Mr. Van Brunt’s comments included:

  • 2010 was a good year regarding revenue, bringing in approximately $1.4 million
  • Major cuts were made in operating expenses in 2010
  • The department is now at the point where all of the recreation programs are covering their costs
  • He is trying to come up with ways in which the recreation programs can contribute more towards park maintenance for their use of the fields and parks
  • Park maintenance is already off-set by several camps and clinics and rental fees for the parks and pavilions
  • Administrative fee costs also help to offset park maintenance costs
  • There may be consideration of charging for utility expenses
  • Community Services is a very difficult area to consider cuts
  • Randolph does not charge the residents who use the bus service for shopping and medical appointments—often the people who use this service offer a small donation
  • It is a vital service for the people that use it
  • It is getting difficult in trying to find additional revenue sources—administrative fees for sports programs may be increased
  • Membership fees at Randolph Lake will likely be increased this year
  • He will focus more this year on recouping utility costs and maintenance costs
  • Many costs can not be recouped, such as the amount of time spent maintaining the trail system or working out the details of the deer hunts in town
  • Over the last two or three years, revenues have increased and staff has been cut
  • Many areas can not get any lower without causing safety issues and complaints from residents
  • Shared services for park maintenance is not likely to be viable for Randolph

Manager Lovell’s comments included:

  • The impending retirement of Mr.

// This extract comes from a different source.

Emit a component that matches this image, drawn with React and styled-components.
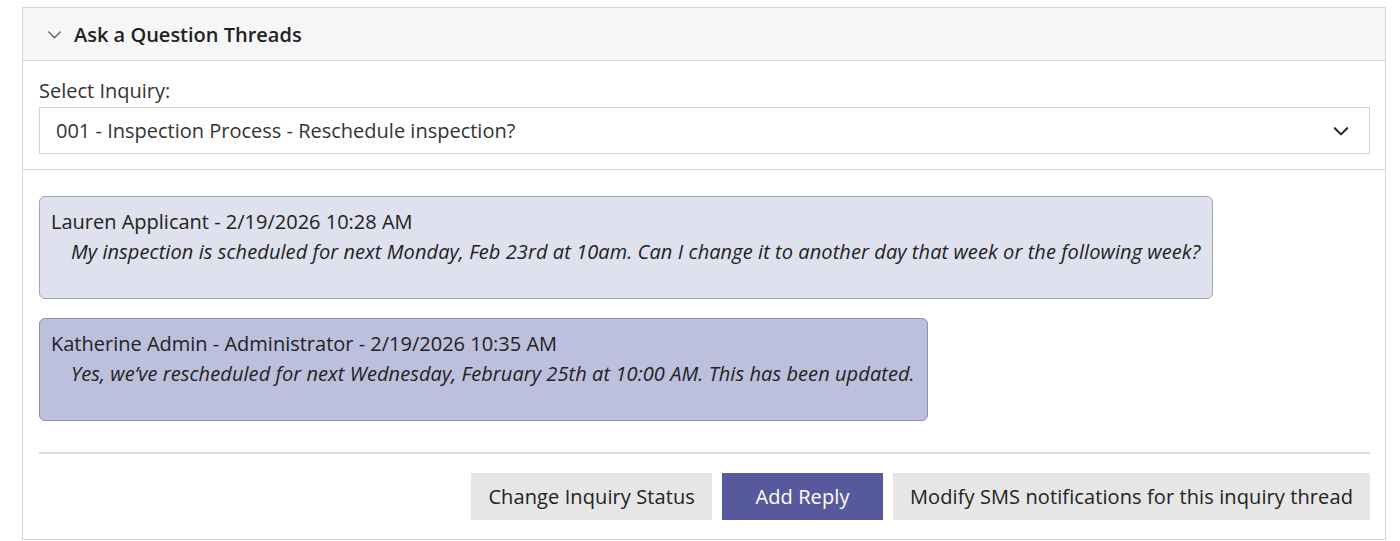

Van Brunt this year will impact the organization
  • He must figure out where the organization can generate more income to cover all costs, including park maintenance
  • He needs to consider if certain operations can be moved to the private sector
  • Facilities such as Randolph Lake and the Artworks Studio have done well in the past but must remain viable and cover their costs
  • Community services like dial-a-ride are vital and serve many residents who have spent a lifetime paying taxes to this community and now are in need of this service and wish to remain in the community
  • The Community Services building is going to go through a transition this year with the renovations proposed for that site

Manager Lovell provided a document to the Council showing each department and each employee’s salary and benefit information so that the Council can see how much each employee costs the organization. Employees with benefits are expensive, with police officers being the most expensive.

e. Mark Caputo

Mr. Caputo will give his presentation to the Council at their meeting on February 3.


Seeing no one from the public, the public portion was closed.


Mayor Mitsch adjourned the meeting at 11:45 a.m.